- **Set task**: Copy each line of the records that contains the word "this".

>> start Record list

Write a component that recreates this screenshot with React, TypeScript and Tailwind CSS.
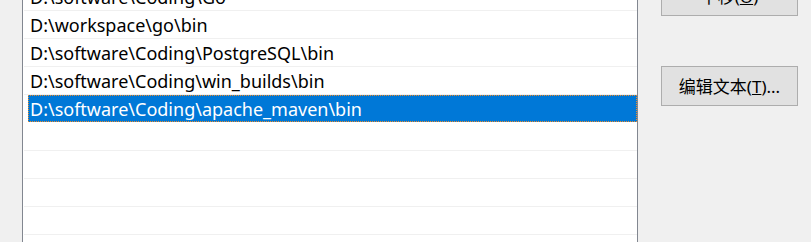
import React from "react";

const rows: string[] = [
  "D:\\software\\Coding\\Go",
  "D:\\workspace\\go\\bin",
  "D:\\software\\Coding\\PostgreSQL\\bin",
  "D:\\software\\Coding\\win_builds\\bin",
  "D:\\software\\Coding\\apache_maven\\bin",
  "",
  "",
  "",
  "",
  "",
];
const selected = 4;

export default function App() {
  return (
    <div
      className="h-[242px] w-[811px] overflow-hidden bg-[#f0f0f0] flex"
      style={{ fontFamily: '"Noto Sans", "Noto Sans CJK SC", sans-serif' }}
    >
      <div className="ml-[22px] mt-[-17px] w-[616px] h-[300px] bg-white border-l border-r border-[#828790] flex flex-col">
        {rows.map((r, i) => (
          <div
            key={i}
            className={
              "ml-[1px] h-[28px] shrink-0 flex " +
              (i === selected ? "border-b border-white" : "border-b border-[#f0f0f0]")
            }
          >
            <div
              className={
                "ml-[4px] flex-1 flex items-center pl-[2px] pt-[1px] text-[18px] leading-none whitespace-pre " +
                (i === selected
                  ? "bg-[#0078d7] text-white outline-1 outline-dotted outline-[#f08c28] -outline-offset-1"
                  : "text-black")
              }
            >
              {r}
            </div>
          </div>
        ))}
      </div>
      <div className="ml-[23px] mt-[-24px] flex flex-col gap-[50px]">
        <button className="w-[137px] h-[40px] bg-[#e1e1e1] border border-[#adadad] text-[17px] leading-none text-black flex items-center justify-center">
          下移(<span className="underline">O</span>)
        </button>
        <button className="w-[137px] h-[40px] bg-[#e1e1e1] border border-[#adadad] text-[17px] leading-none text-black flex items-center justify-center">
          编辑文本(<span className="underline">T</span>)...
        </button>
      </div>
    </div>
  );
}
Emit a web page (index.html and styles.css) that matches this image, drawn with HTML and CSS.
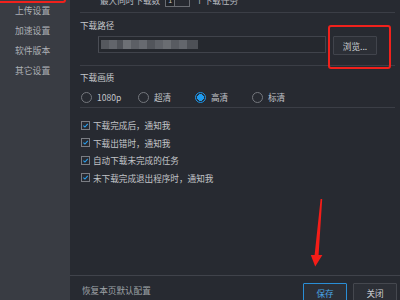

>> end Record list

- **Task result**:
Write a component that recreates this screenshot with React, TypeScript and Tailwind CSS.
Emit a web page (index.html and styles.css) that matches this image, drawn with HTML and CSS.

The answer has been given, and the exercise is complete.